(begin)
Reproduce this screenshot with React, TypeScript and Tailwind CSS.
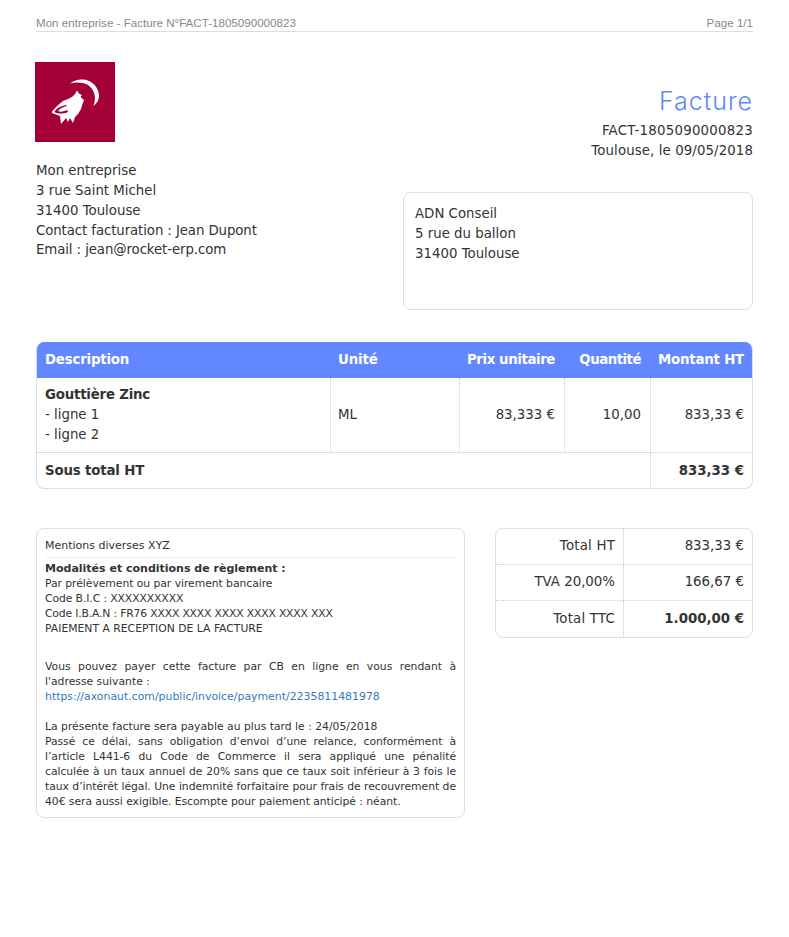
const dejavu = "font-['DejaVu_Sans',sans-serif]";

function Logo() {
  return (
    <div className="w-20 h-20 bg-[#a3003a] -ml-px">
      <svg width="80" height="80" viewBox="0 0 80 80">
        <path d="M35 21.5 C39 18 44 17 49 17.5 C58 19 64 26 64 34 C64 38 62 41 58.5 44 C62 35 59 27 53 23 C47 20 41 20 35 21.5 Z" fill="#fff" />
        <path d="M17 49.5 L22 44 L28 39 L33 37 L37 35 L40 32 L42 28.5 L44.5 32 L47 33 L45.5 35 L49 38 L47.5 42 L46 47 L43 52 L40 55 L38 61 L35 56 L33 60 L31 56 L26 62 L25 54 L17 51 Z" fill="#fff" />
        <path d="M19.5 50 C23 52 28 52 33 50 L32 48 C28 50 25 50 23 49 C25 46.5 28 45 32 44 L31 43 C26 44 21 46.5 19.5 50 Z" fill="#a3003a" />
      </svg>
    </div>
  );
}

const justifiedLine = "whitespace-nowrap [text-align-last:justify]";

export default function App() {
  return (
    <div className={`w-[789px] h-[937px] bg-white px-9 pt-4 text-[#333] text-[13.33px] leading-[19.85px] ${dejavu}`}>
      <div className="flex justify-between h-4 border-b border-[#ddd] font-['Liberation_Sans',sans-serif] text-[11.6px] leading-[14px] text-[#888]">
        <span>Mon entreprise - Facture N°FACT-1805090000823</span>
        <span>Page 1/1</span>
      </div>

      <div className="flex justify-between">
        <div className="pt-[30px]">
          <Logo />
          <div className="mt-[19px]">
            <div>Mon entreprise</div>
            <div>3 rue Saint Michel</div>
            <div>31400 Toulouse</div>
            <div className="tracking-[-0.1px]">Contact facturation : Jean Dupont</div>
            <div className="tracking-[-0.1px]">Email : jean@rocket-erp.com</div>
          </div>
        </div>
        <div className="w-[350px] pt-[53px]">
          <div className="text-right font-['Inter',sans-serif] font-light text-[25px] leading-[32px] tracking-[1px] text-[#6287ff]">Facture</div>
          <div className="text-right mt-[4px]">
            <div className="tracking-[0.25px]">FACT-1805090000823</div>
            <div className="tracking-[0.1px]">Toulouse, le 09/05/2018</div>
          </div>
          <div className="mt-[31px] h-[118px] border border-[#ddd] rounded-[8px] px-[11px] pt-[11px] leading-[20px]">
            <div>ADN Conseil</div>
            <div>5 rue du ballon</div>
            <div>31400 Toulouse</div>
          </div>
        </div>
      </div>

      <div className="mt-[32px] rounded-[8px] border border-[#ddd] border-t-0 overflow-hidden">
        <div className="grid grid-cols-[294px_129px_105px_86px_1fr] h-9 items-center bg-[#6287ff] text-white font-bold -mx-px">
          <div className="pl-[9px] tracking-[-0.2px]">Description</div>
          <div className="pl-2 tracking-[-0.1px]">Unité</div>
          <div className="text-right pr-[9px] tracking-[-0.4px]">Prix unitaire</div>
          <div className="text-right pr-[9px] tracking-[-0.5px]">Quantité</div>
          <div className="text-right pr-[9px] tracking-[-0.2px]">Montant HT</div>
        </div>
        <div className="grid grid-cols-[294px_129px_105px_86px_1fr] h-[74px] items-stretch">
          <div className="pl-2 flex flex-col justify-center border-r border-dotted border-[#ccc]">
            <div className="font-bold tracking-[-0.2px]">Gouttière Zinc</div>
            <div>- ligne 1</div>
            <div>- ligne 2</div>
          </div>
          <div className="pl-[7px] flex items-center border-r border-dotted border-[#ccc]">ML</div>
          <div className="pr-[9px] flex items-center justify-end border-r border-dotted border-[#ccc]">83,333 €</div>
          <div className="pr-[9px] flex items-center justify-end border-r border-dotted border-[#ccc]">10,00</div>
          <div className="pr-2 flex items-center justify-end">833,33 €</div>
        </div>
        <div className="grid grid-cols-[613px_1fr] h-[36px] items-stretch font-bold">
          <div className="pl-2 pt-px flex items-center border-t border-[#ddd] tracking-[-0.15px]">Sous total HT</div>
          <div className="pr-2 pt-px flex items-center justify-end border-t border-l border-dotted border-[#ccc]">833,33 €</div>
        </div>
      </div>

      <div className="mt-[39px] flex justify-between items-start">
        <div className="w-[429px] h-[290px] border border-[#ddd] rounded-[8px] px-2 pt-[9px] text-[10.8px] leading-[15.1px]">
          <div className="pb-[4px] border-b border-[#eee] text-[11px]">Mentions diverses XYZ</div>
          <div className="mt-[3px]">
            <div className="font-bold text-[11px]">Modalités et conditions de règlement :</div>
            <div className="tracking-[-0.05px]">Par prélèvement ou par virement bancaire</div>
            <div className="tracking-[-0.1px]">Code B.I.C : XXXXXXXXXX</div>
            <div className="tracking-[-0.17px]">Code I.B.A.N : FR76 XXXX XXXX XXXX XXXX XXXX XXX</div>
            <div>PAIEMENT A RECEPTION DE LA FACTURE</div>
            <div className={`mt-[23px] ${justifiedLine}`}>Vous pouvez payer cette facture par CB en ligne en vous rendant à</div>
            <div>l'adresse suivante :</div>
            <div className="text-[#337ab7] text-[10.9px]">https://axonaut.com/public/invoice/payment/2235811481978</div>
            <div className="mt-[14px]">La présente facture sera payable au plus tard le : 24/05/2018</div>
            <div className="tracking-[-0.05px]">
              <div className={justifiedLine}>Passé ce délai, sans obligation d’envoi d’une relance, conformément à</div>
              <div className={justifiedLine}>l’article L441-6 du Code de Commerce il sera appliqué une pénalité</div>
              <div className={justifiedLine}>calculée à un taux annuel de 20% sans que ce taux soit inférieur à 3 fois le</div>
              <div className={justifiedLine}>taux d’intérêt légal. Une indemnité forfaitaire pour frais de recouvrement de</div>
              <div>40€ sera aussi exigible. Escompte pour paiement anticipé : néant.</div>
            </div>
          </div>
        </div>

        <div className="w-[258px] h-[110px] border border-[#ddd] rounded-[8px] overflow-hidden">
          <div className="grid grid-cols-[128px_1fr] h-9 items-stretch border-b border-dotted border-[#ccc]">
            <div className="flex items-center justify-end pr-2 border-r border-dotted border-[#ccc] tracking-[0.2px]">Total HT</div>
            <div className="flex items-center justify-end pr-2">833,33 €</div>
          </div>
          <div className="grid grid-cols-[128px_1fr] h-9 items-stretch border-b border-dotted border-[#ccc]">
            <div className="flex items-center justify-end pr-2 border-r border-dotted border-[#ccc]">TVA 20,00%</div>
            <div className="flex items-center justify-end pr-2">166,67 €</div>
          </div>
          <div className="grid grid-cols-[128px_1fr] h-9 items-stretch">
            <div className="flex items-center justify-end pr-2 pt-px border-r border-dotted border-[#ccc] tracking-[0.2px]">Total TTC</div>
            <div className="flex items-center justify-end pr-2 pt-px font-bold">1.000,00 €</div>
          </div>
        </div>
      </div>
    </div>
  );
}
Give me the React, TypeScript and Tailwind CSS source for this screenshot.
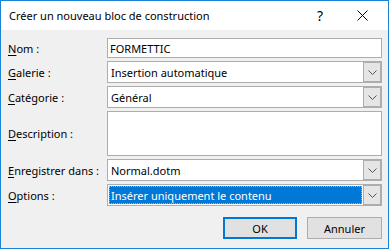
import React from 'react';

const font = { fontFamily: '"Segoe UI", "Noto Sans", "Open Sans", sans-serif' };

function Label({ access, rest }: { access: string; rest: string }) {
  return (
    <span className="w-[99px] shrink-0 whitespace-nowrap text-[11px] leading-[15px] text-black">
      <span className="underline underline-offset-2">{access}</span>
      {rest}
    </span>
  );
}

function Chevron() {
  return (
    <svg width="9" height="5" viewBox="0 0 9 5" className="block">
      <path d="M0.5 0.5 L4.5 4.5 L8.5 0.5" fill="none" stroke="#555" strokeWidth="1" />
    </svg>
  );
}

function Combo({ value, selected }: { value: string; selected?: boolean }) {
  return (
    <div className="flex h-[22px] flex-1 border border-[#adadad] bg-white">
      <div className="flex flex-1 items-center px-px">
        {selected ? (
          <div className="flex h-[18px] flex-1 items-center border border-dotted border-[#f0a040] bg-[#0078d7] pl-[1px] text-[11px] leading-[15px] text-white">
            {value}
          </div>
        ) : (
          <span className="pl-[2px] text-[11px] leading-[15px] text-black">{value}</span>
        )}
      </div>
      <div className="flex w-[18px] items-center justify-center border border-[#adadad] bg-[#e5e5e5]">
        <Chevron />
      </div>
    </div>
  );
}

function Row({ children }: { children: React.ReactNode }) {
  return <div className="flex items-center">{children}</div>;
}

export default function App() {
  return (
    <div
      style={font}
      className="flex h-[249px] w-[389px] flex-col border border-[#1883d7] bg-[#f0f0f0]"
    >
      {/* title bar */}
      <div className="flex h-[29px] shrink-0 items-center bg-white pl-[8px]">
        <span className="flex-1 text-[11px] leading-[15px] text-black">Créer un nouveau bloc de construction</span>
        <span className="mr-[34px] text-[14px] leading-none text-black">?</span>
        <svg width="11" height="11" viewBox="0 0 11 11" className="mr-[20px]">
          <path d="M0.5 0.5 L10.5 10.5 M10.5 0.5 L0.5 10.5" stroke="#000" strokeWidth="1" />
        </svg>
      </div>

      {/* form */}
      <div className="flex flex-col gap-[3px] pl-[7px] pr-[6px] pt-[8px]">
        <Row>
          <Label access="N" rest="om :" />
          <div className="flex h-[20px] flex-1 items-center border border-[#adadad] bg-white pl-[2px] text-[11px] leading-[15px] text-black">
            FORMETTIC
          </div>
        </Row>
        <Row>
          <Label access="G" rest="alerie :" />
          <Combo value="Insertion automatique" />
        </Row>
        <Row>
          <Label access="C" rest="atégorie :" />
          <Combo value="Général" />
        </Row>
        <Row>
          <Label access="D" rest="escription :" />
          <div className="h-[45px] flex-1 border border-[#adadad] bg-white" />
        </Row>
        <Row>
          <Label access="E" rest="nregistrer dans :" />
          <Combo value="Normal.dotm" />
        </Row>
        <Row>
          <Label access="O" rest="ptions :" />
          <Combo value="Insérer uniquement le contenu" selected />
        </Row>
      </div>

      {/* buttons */}
      <div className="mt-[11px] flex justify-end gap-[10px] pr-[6px]">
        <button className="flex h-[22px] w-[74px] items-center justify-center border-2 border-[#0078d7] bg-[#e1e1e1] text-[11px] leading-[15px] text-black">
          OK
        </button>
        <button className="flex h-[22px] w-[75px] items-center justify-center border border-[#adadad] bg-[#e1e1e1] text-[11px] leading-[15px] text-black">
          Annuler
        </button>
      </div>
    </div>
  );
}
(end)
→ **TASK TO COMPLETE**
Pull out each line of the entries that contains "React".

→ **CORRECT RESULT**
Reproduce this screenshot with React, TypeScript and Tailwind CSS.
Give me the React, TypeScript and Tailwind CSS source for this screenshot.
import React from 'react';
function Row({ children }: { children: React.ReactNode }) {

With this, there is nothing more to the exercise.